### Set exercise
In the material below, please retype the lines from the very first through the one with "MdStyle, MdVolumeUp, MdWatchLater", exactly and without pictures.

### Dataset section
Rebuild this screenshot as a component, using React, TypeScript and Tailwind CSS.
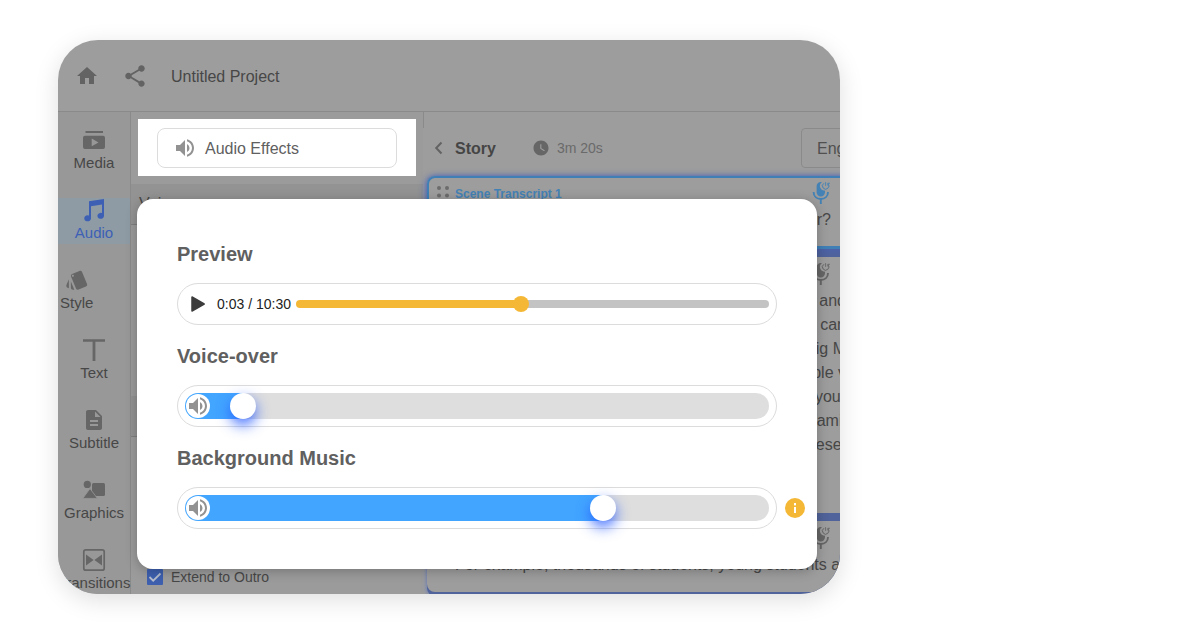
import { useState } from "react";
import type { CSSProperties, ReactNode } from "react";
import { MdDescription, MdHome, MdShare, MdStyle, MdVolumeUp, MdWatchLater } from "react-icons/md";

function Glyph({ children }: { children: ReactNode }) {
  return (
    <svg viewBox="0 0 24 24" className="size-6" fill="currentColor" aria-hidden="true">
      {children}
    </svg>
  );
}

const tools: { label: string; icon: ReactNode; active?: boolean; narrow?: boolean }[] = [
  {
    label: "Media",
    icon: (
      <Glyph>
        <rect x="3.5" y="3" width="17.5" height="2" />
        <path
          fillRule="evenodd"
          d="M3 7.7h18a2 2 0 0 1 2 2V19a2 2 0 0 1-2 2H3a2 2 0 0 1-2-2V9.7a2 2 0 0 1 2-2zM9.7 10.6v7.6l6.8-3.8z"
        />
      </Glyph>
    ),
  },
  {
    label: "Audio",
    active: true,
    icon: (
      <Glyph>
        <path d="M7 3.2 22 1v17a3.3 3 0 1 1-2-2.9V6.6L9 8.2v12.3a3.4 3 0 1 1-2-2.9z" />
      </Glyph>
    ),
  },
  { label: "Style", narrow: true, icon: <MdStyle className="size-6" /> },
  {
    label: "Text",
    icon: (
      <Glyph>
        <path d="M1 1.2h22v2.6h-9.6V23h-2.8V3.8H1z" />
      </Glyph>
    ),
  },
  { label: "Subtitle", icon: <MdDescription className="size-6" /> },
  {
    label: "Graphics",
    icon: (
      <Glyph>
        <rect x="10" y="5" width="13" height="13" rx="1.5" />
        <circle cx="5.3" cy="6.4" r="3.6" />
        <path d="M8 10.6 15.4 20.4H.8z" stroke="#989898" strokeWidth="0.8" />
      </Glyph>
    ),
  },
  {
    label: "Transitions",
    icon: (
      <Glyph>
        <rect x="1.8" y="1.8" width="20.4" height="20.4" rx="2" fill="none" stroke="currentColor" strokeWidth="1.7" />
        <path d="M4 6.6 11.6 12 4 17.4zM20 6.6 12.4 12 20 17.4z" />
      </Glyph>
    ),
  },
];

function MicIcon() {
  return (
    <svg viewBox="0 0 18 24" className="h-6 w-[18px]" fill="none" stroke="currentColor" aria-hidden="true">
      <path
        d="M8.8 1a4.200 4.200 0 0 0-4.200 4.200v6a4.200 4.200 0 0 0 8.400 0V9.600A4.600 4.600 0 0 1 10 1.200z"
        fill="currentColor"
        stroke="none"
      />
      <path d="M1.6 11c0 4.400 3.200 7 7.200 7s7.200-2.600 7.200-7" strokeWidth="1.900" />
      <path d="M8.800 18v5" strokeWidth="1.900" />
      <path d="M11.900 2.300a3.200 3.200 0 1 0 4 .4" strokeWidth="1" />
      <path d="M13.600 4.800V1.200M15.900 4.600V2.300h2" strokeWidth="0.900" />
    </svg>
  );
}

function Scene({ title, active, children }: { title: string; active?: boolean; children: ReactNode }) {
  return (
    <article
      className={
        active
          ? "rounded-lg border-b border-[#3f7fb6] bg-[#9d9d9d] pb-4 shadow-[0_2px_8px_#4c61ad] ring-2 ring-[#3f7fb6] ring-inset"
          : "rounded-lg bg-[#9d9d9d]"
      }
    >
      <header
        className={
          active
            ? "flex h-8 items-center gap-1 pl-2 text-[#4482b5]"
            : "flex h-8 items-center gap-1 pl-2 text-[#666]"
        }
      >
        <svg viewBox="0 0 16 16" className="size-4 fill-[#6c6c6c]" aria-hidden="true">
          <circle cx="4" cy="4" r="2" />
          <circle cx="12" cy="4" r="2" />
          <circle cx="4" cy="11.500" r="2" />
          <circle cx="12" cy="11.500" r="2" />
        </svg>
        <h3 className="flex-1 pt-1 text-xs font-bold">{title}</h3>
        <button type="button" aria-label="Record voice" className="mr-5 pt-0.5">
          <MicIcon />
        </button>
      </header>
      {children}
    </article>
  );
}

const sceneLines = ["and", "can", "Big M", "people v", "your", "famil", "these\u00a0"];

function VolumeSlider({
  id,
  label,
  initial,
  note,
}: {
  id: string;
  label: string;
  initial: number;
  note?: ReactNode;
}) {
  const [value, setValue] = useState(initial);
  const fill = { "--fill": `calc(13px + (100% - 26px) * ${value / 1000})` } as CSSProperties;
  return (
    <section className="flex flex-col gap-3.5">
      <label htmlFor={id} className="text-xl leading-[30px] font-bold text-[#606060]">
        {label}
      </label>
      <div className="relative flex h-[42px] items-center rounded-full border border-[#dcdcdc] px-[7px]">
        <input
          id={id}
          type="range"
          min={0}
          max={1000}
          value={value}
          onChange={(e) => setValue(Number(e.target.value))}
          style={fill}
          className="h-[26px] w-full cursor-pointer appearance-none rounded-full bg-[linear-gradient(to_right,#42a5ff_var(--fill),#dedede_var(--fill))] [&::-webkit-slider-thumb]:size-[26px] [&::-webkit-slider-thumb]:appearance-none [&::-webkit-slider-thumb]:rounded-full [&::-webkit-slider-thumb]:bg-white [&::-webkit-slider-thumb]:shadow-[0_6px_14px_#2a5cffdd]"
        />
        <span className="pointer-events-none absolute left-2 flex size-6 items-center justify-center rounded-full bg-white text-[#929292]">
          <MdVolumeUp className="size-6" />
        </span>
        {note}
      </div>
    </section>
  );
}

function PreviewPlayer() {
  const [value, setValue] = useState(475);
  const fill = { "--fill": `calc(8px + (100% - 16px) * ${value / 1000})` } as CSSProperties;
  return (
    <section className="flex flex-col gap-3.5">
      <label htmlFor="preview" className="text-xl leading-[30px] font-bold text-[#606060]">
        Preview
      </label>
      <div className="flex h-[42px] items-center rounded-full border border-[#dcdcdc] pr-[7px] pl-3">
        <button type="button" aria-label="Play" className="mr-[11px]">
          <svg viewBox="0 0 16 18" className="h-[18px] w-4" aria-hidden="true">
            <path d="M2 2v14l12.200-7z" fill="#3c3c3c" stroke="#3c3c3c" strokeWidth="1.500" strokeLinejoin="round" />
          </svg>
        </button>
        <span className="mr-[5px] shrink-0 text-sm text-[#222]">0:03 / 10:30</span>
        <input
          id="preview"
          type="range"
          min={0}
          max={1000}
          value={value}
          onChange={(e) => setValue(Number(e.target.value))}
          style={fill}
          className="h-4 min-w-0 flex-1 cursor-pointer appearance-none bg-transparent [&::-webkit-slider-runnable-track]:h-2 [&::-webkit-slider-runnable-track]:rounded-full [&::-webkit-slider-runnable-track]:bg-[linear-gradient(to_right,#f5b836_var(--fill),#c3c3c3_var(--fill))] [&::-webkit-slider-thumb]:-mt-1 [&::-webkit-slider-thumb]:size-4 [&::-webkit-slider-thumb]:appearance-none [&::-webkit-slider-thumb]:rounded-full [&::-webkit-slider-thumb]:bg-[#f5b836]"
        />
      </div>
    </section>
  );
}

export default function App() {
  return (
    <main className="h-screen overflow-hidden bg-white pt-10 pr-[30%] pb-[46px] pl-[58px] font-['Liberation_Sans',Arial,sans-serif]">
      <div className="relative flex h-full flex-col overflow-hidden rounded-[40px] bg-[#9d9d9d] text-[#474747] shadow-[0_6px_24px_rgba(0,0,0,0.13)]">
        <header className="flex h-[72px] shrink-0 items-center gap-[23px] border-b border-[#8a8a8a] pl-[17px]">
          <a href="#home" aria-label="Home" className="text-[#636363]">
            <MdHome className="size-6" />
          </a>
          <button type="button" aria-label="Share" className="text-[#636363]">
            <MdShare className="size-[26px]" />
          </button>
          <h1 className="pt-0.5 text-base">Untitled Project</h1>
        </header>

        <div className="flex min-h-0 flex-1">
          <nav className="flex w-[73px] shrink-0 flex-col gap-6 border-r border-[#8a8a8a] bg-[#989898] pt-4">
            {tools.map((tool) => (
              <a
                key={tool.label}
                href={`#${tool.label.toLowerCase()}`}
                className={
                  tool.active
                    ? "flex flex-col items-center bg-[#8e9ba5] text-[#3d60b5]"
                    : tool.narrow
                      ? "flex flex-col items-center self-start pl-0.5 text-[#666]"
                      : "flex flex-col items-center text-[#666]"
                }
              >
                {tool.icon}
                <span
                  className={tool.active ? "text-[15px] leading-[22px]" : "text-[15px] leading-[22px] text-[#474747]"}
                >
                  {tool.label}
                </span>
              </a>
            ))}
          </nav>

          <aside className="w-[292px] shrink-0 bg-[#9b9b9b] pt-[7px]">
            <div className="mr-[7px] ml-[7px] bg-white px-[19px] pt-[9px] pb-2">
              <button
                type="button"
                className="flex h-10 w-full items-center gap-2 rounded-lg border border-[#dcdcdc] pl-[15px] text-base text-[#606060]"
              >
                <MdVolumeUp className="size-6 text-[#929292]" />
                <span className="pt-0.5">Audio Effects</span>
              </button>
            </div>
            <h2 className="mt-2 h-[41px] border-b border-[#7f7f7f] bg-[#939393] pl-2 text-base leading-10">
              Voice-over
            </h2>
            <h2 className="mt-[171px] h-[41px] border-b border-[#7f7f7f] bg-[#939393] pl-2 text-base leading-10">
              Music
            </h2>
            <label className="mt-[130px] flex h-5 items-center gap-2 pl-4 text-sm">
              <span className="relative flex">
                <input
                  type="checkbox"
                  defaultChecked
                  className="peer size-4 appearance-none rounded-[1px] bg-[#7b7b7b] checked:bg-[#3d5fae]"
                />
                <svg
                  viewBox="0 0 16 16"
                  className="pointer-events-none absolute inset-0 hidden size-4 peer-checked:block"
                  fill="none"
                  stroke="#b4bccd"
                  strokeWidth="1.800"
                  aria-hidden="true"
                >
                  <path d="m2.500 8 3.700 3.700L13.500 4.500" />
                </svg>
              </span>
              Extend to Outro
            </label>
          </aside>

          <section className="min-w-0 flex-1">
            <div className="h-4 border-l border-[#8a8a8a]" />
            <div className="flex h-10 items-center">
              <button type="button" className="flex items-center gap-[11px] pl-[11px] text-base font-bold">
                <svg viewBox="0 0 10 16" className="h-4 w-2.5" fill="none" stroke="#636363" strokeWidth="2" aria-hidden="true">
                  <path d="M7.500 2.500 2.200 8l5.300 5.500" />
                </svg>
                <span className="pt-0.5 text-[#454545]">Story</span>
              </button>
              <span className="ml-[36px] flex flex-1 items-center gap-[7px] text-sm text-[#6a6a6a]">
                <MdWatchLater className="size-[18px] text-[#666]" />
                3m 20s
              </span>
              <select
                aria-label="Language"
                className="-mr-[81px] h-10 w-[120px] shrink-0 appearance-none rounded-sm border border-[#8a8a8a] pt-0.5 pl-[15px] text-base text-[#505050]"
              >
                <option>English</option>
              </select>
            </div>

            <div className="mt-2 -mr-2.5 ml-1 flex flex-col gap-2 rounded-lg bg-[#50639a] pb-1 shadow-[0_0_5px_#5c74bb]">
              <Scene title="Scene Transcript 1" active>
                <p className="pr-[19px] text-right text-base leading-6">or?</p>
              </Scene>
              <Scene title="Scene Transcript 2">
                <div className="pr-1 pb-14 text-right text-base leading-6">
                  {sceneLines.map((line) => (
                    <p key={line}>{line}</p>
                  ))}
                </div>
              </Scene>
              <Scene title="Scene Transcript 3">
                <p className="overflow-hidden pb-[15px] pl-7 text-base leading-6 whitespace-nowrap">
                  For example, thousands of students, young students a
                </p>
              </Scene>
            </div>
          </section>
        </div>

        <div
          role="dialog"
          aria-label="Audio levels"
          className="absolute top-[159px] right-[23px] left-[79px] flex flex-col gap-4 rounded-2xl bg-white p-10 shadow-[0_2px_12px_rgba(0,0,0,0.25)]"
        >
          <PreviewPlayer />
          <VolumeSlider id="voice" label="Voice-over" initial={80} />
          <VolumeSlider
            id="music"
            label="Background Music"
            initial={726}
            note={
              <button
                type="button"
                aria-label="About background music"
                className="absolute -right-[29px] size-5 rounded-full bg-[#f5b836]"
              >
                <svg viewBox="0 0 20 20" className="size-5" fill="white" aria-hidden="true">
                  <rect x="9" y="5" width="2" height="2.400" />
                  <rect x="9" y="9" width="2" height="6" />
                </svg>
              </button>
            }
          />
        </div>
      </div>
    </main>
  );
}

### Reply to the task
Rebuild this screenshot as a component, using React, TypeScript and Tailwind CSS.
import { useState } from "react";
import type { CSSProperties, ReactNode } from "react";
import { MdDescription, MdHome, MdShare, MdStyle, MdVolumeUp, MdWatchLater } from "react-icons/md";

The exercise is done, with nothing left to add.